To your specific question, the ATA spec lists the following:
The FMS is the primary tool for managing the navigation. It is part of the larger Navigation system which includes the aircraft attitude, air data, and positioning sensors. The FMS supports flight planning (path definition) and integrated position determination.
Chapter 34 NAVIGATION, section 60 Flight Management Computing.
That portion of the system which combines navigational data to compute
or manage the aircraft's geographical position or theoretical flight
path. Includes items such as course computers, flight management
computers, performance data computers, and associated control display
units, warning annunciators, etc.
The FM function outputs a desired path and guidance data to the displays and AFCS. The FMS is one source of path and target (altitude and or speed) data for the AFCS. The other input source is by crew input via the Mode Control Panel (MCP).

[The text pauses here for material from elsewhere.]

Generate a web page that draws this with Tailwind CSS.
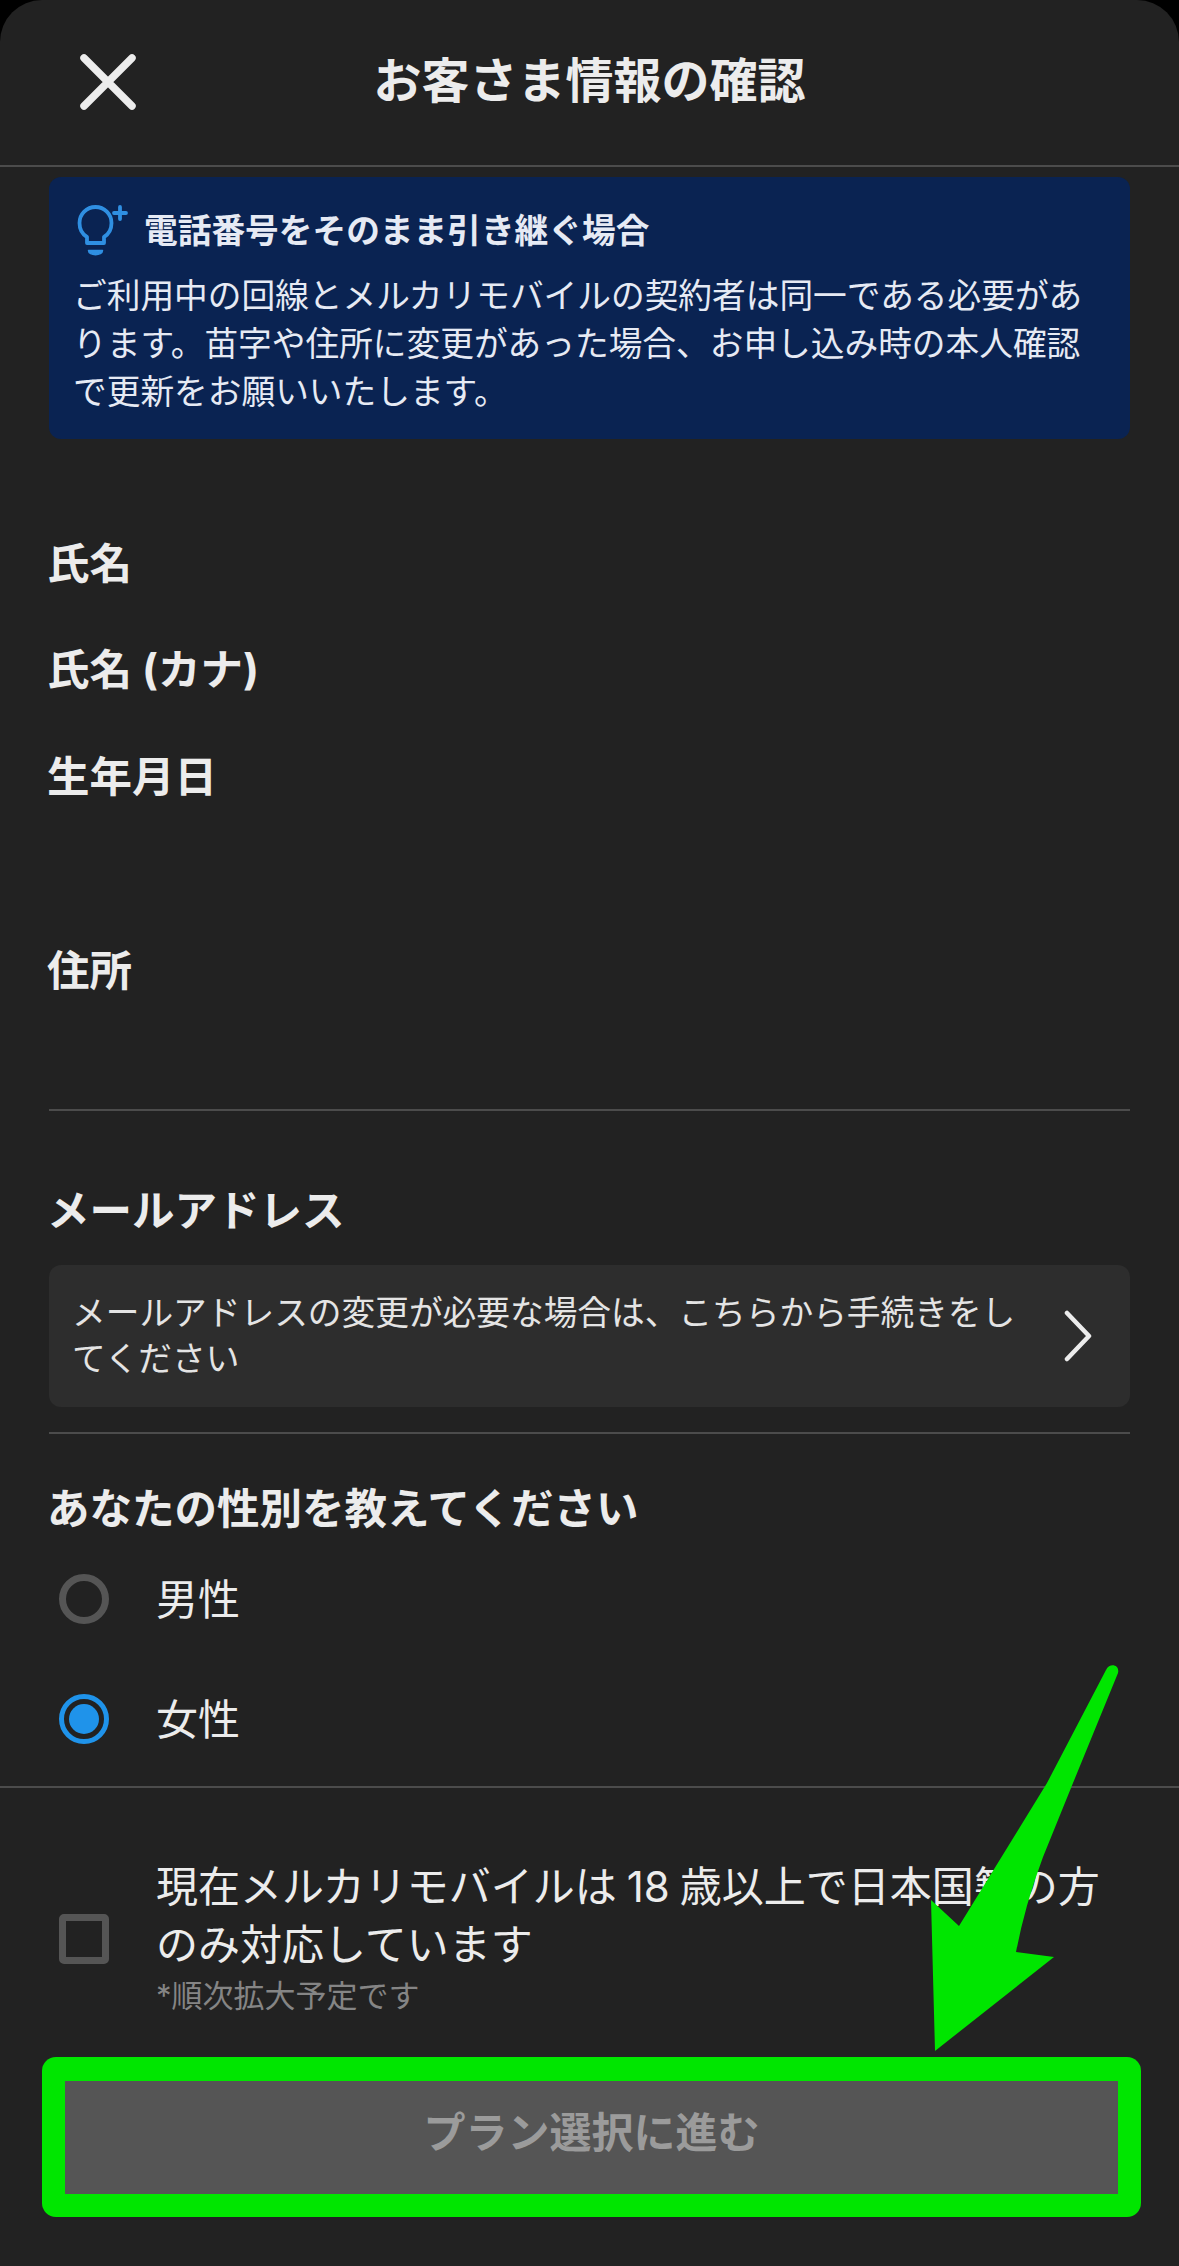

The AFCS is functionally independent from the FMS and primary flight control system (FCS), though it is sometimes physically integrated with one or the other or both.
The AFCS has two major components, autopilot and auto throttle. Autopilot includes the Flight Director.
Chapter 22 AUTO FLIGHT, section 10 Autopilot
That portion of the system that uses radio/radar signals, directional
and vertical references, air data pitotstatic, computed flight path
data, or manually induced inputs to the system to automatically
control the flight path of the aircraft through adjustment to the
pitch/roll/yaw axis or wing lift characteristics and provide visual
cues for flight path guidance, i.e.: Integrated Flight Director. This
includes power source devices, interlocking devices and amplifying,
computing, integrating, controlling, actuating, indicating and warning
devices such as computers, servos, control panels, indicators, warning
Chapter 22 AUTO FLIGHT, section 30 Auto Throttle
That portion of the system that automatically controls the position of
the throttles to properly manage engine power during all phases of
flight/attitude. This includes engaging, sensing, computing,
amplifying, controlling, actuating and warning devices such as
amplifiers, computers, servos, limit switches, clutches, gear boxes,
warning lights, etc.
The AFSC computes the necessary control inputs to fly the aircraft along the defined path and meet targets. It provides control inputs into the flight controls (ATA Chapter 27) or in the case of the Flight Director, it generates a display that directs the pilot to make the needed control inputs.
This steering will steer the aircraft to the path defined by the FMC, or it can steer to a simple path entered by the pilot directly into the AFCS via the MCP. In older aircraft, the autopilot steers by using a series of special actuators to manipulate the controls. In modern fly-by-wire aircraft, it provides input directly to the FCS as the FCS already has the necessary actuators.
Auto Throttle provides throttle adjustments to meet speed targets from the FMC or MCP.
By the ATA standard, the FMS, AFCS, and FCS are three distinct systems. As noted above, modern fly-by-wire systems are beginning to blur the boundaries. Without the need for separate actuators for the AFCS, it just becomes software much of which is getting merged with the primary FCS.